The following article is an excerpt from the Time Management chapter of my new book, The Ultimate Life Organizer: An Interactive Guide to a Simpler, Less Stressful & More Organized Life, which will be published by Peter Pauper Press in February 2011. Stay tuned for details on how to pre-order a copy of the book and join The Ultimate Life Organizer Book Club!
“It is the curse of the modern world. Too much to do and too little time to do it.” ~ Jeremy Laurance
In the 21st century, we are experiencing opportunity overload. We have never been busier, and yet most people say they crave a simpler, less harried existence. The problem is that most people spend a lot of time “thinking” about how much or how little time they have, but not planning or managing their time. Yet, preparing and planning for the future is the most critical step to time management. If your schedule is stuffed with too many tasks and activities, you will experience opportunity overload. At that point, you need to unclog your calendar.
Unclog Your Calendar
Start by realizing that each person has a certain capacity for getting things done based on time, energy, and the reality of life. Identify tasks on your calendar, agenda, or to-do list that you don’t really need to do and let them go. You can revisit them again on another day, or delete them altogether. If you cram every moment of your life with activity, you will wind up late for something. You will also feel stressed out, and not have time for transitions and spontaneous moments. Leave some wiggle room in that schedule! How? Here are some tips for unclogging your calendar.
Keep Just One Calendar
Keep just one calendar or planner to have a place to write all appointments. It doesn’t matter what kind it is. Just be sure it is only one. Why? Because as soon as you add more than one calendar to the mix, you create an opportunity for conflicting appointments.
Paper, Electronic or Both?
Visual people tend to do better with paper calendars, which allow them to see time and lists in a layout rather than as individual items. Tactile people like pen to paper and enjoy writing, color coordinating by category, and being creative. If this matches your style, by all means, stay with a paper system, but make it work for you, and realize its limitations.
The disadvantages to a paper calendar/planner in this day and age are many. A paper calendar or planner can be lost and there is no back-up. Paper calendars also can be bulky to carry around and have a limited and finite amount of space. Electronic calendar/planner devices are small, easy to carry, allow you to set alarms and issue reminders, store an amazing amount of information in a small space, and are backed up in case of theft or loss.

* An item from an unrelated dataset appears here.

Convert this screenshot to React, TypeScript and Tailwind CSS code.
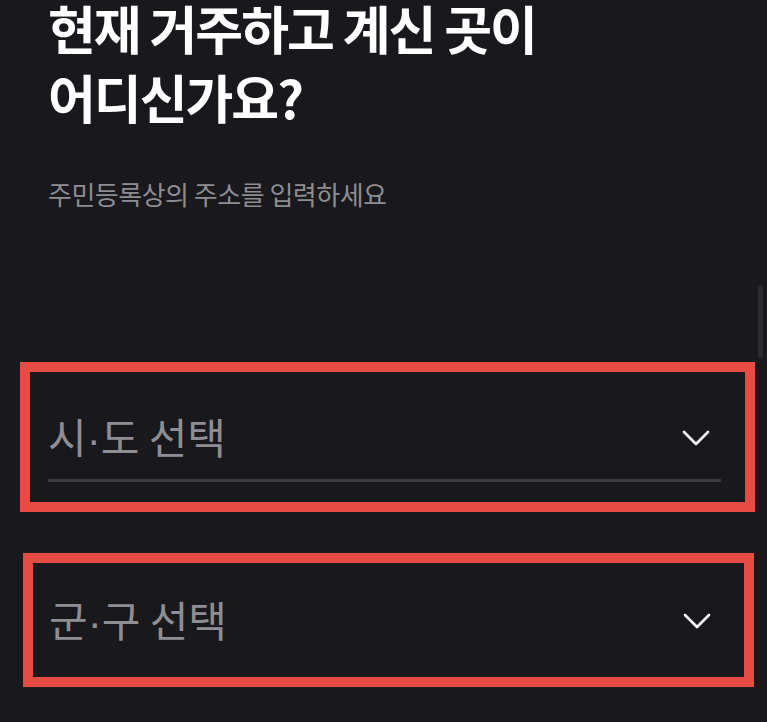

If your company or family uses an electronic calendar system, it makes sense to synch with that same system. If you like the visual layout of a paper calendar, you can always print out a week or month at a time, but remember that you then have to update the electronic version every time you add in an appointment on the paper printout.
Create a Master Calendar
Regardless of what type of time management tool you are using, consider creating a master family calendar. Any appointment of your spouse’s that will impact you or the children goes on it, and vice versa. A master calendar is helpful for facilitating communication in a family or office environment. Or, synchronize electronic calendars so that family members or staff can check each other’s schedules and invite each other to appointments and meetings without having to take the time to call. Give access to all family members at home and to all individuals in the workplace that you frequently need to meet with regularly.
Love (and Learn) the One You’re With
If you use an electronic calendar system of any kind, learn how to use it! Many people have all of the gadgets with tons of bells and whistles, but don’t know how to use them and maximize their power. Read the manuals, watch the tutorials, play the instructional DVDs they come with, and harness their productivity power!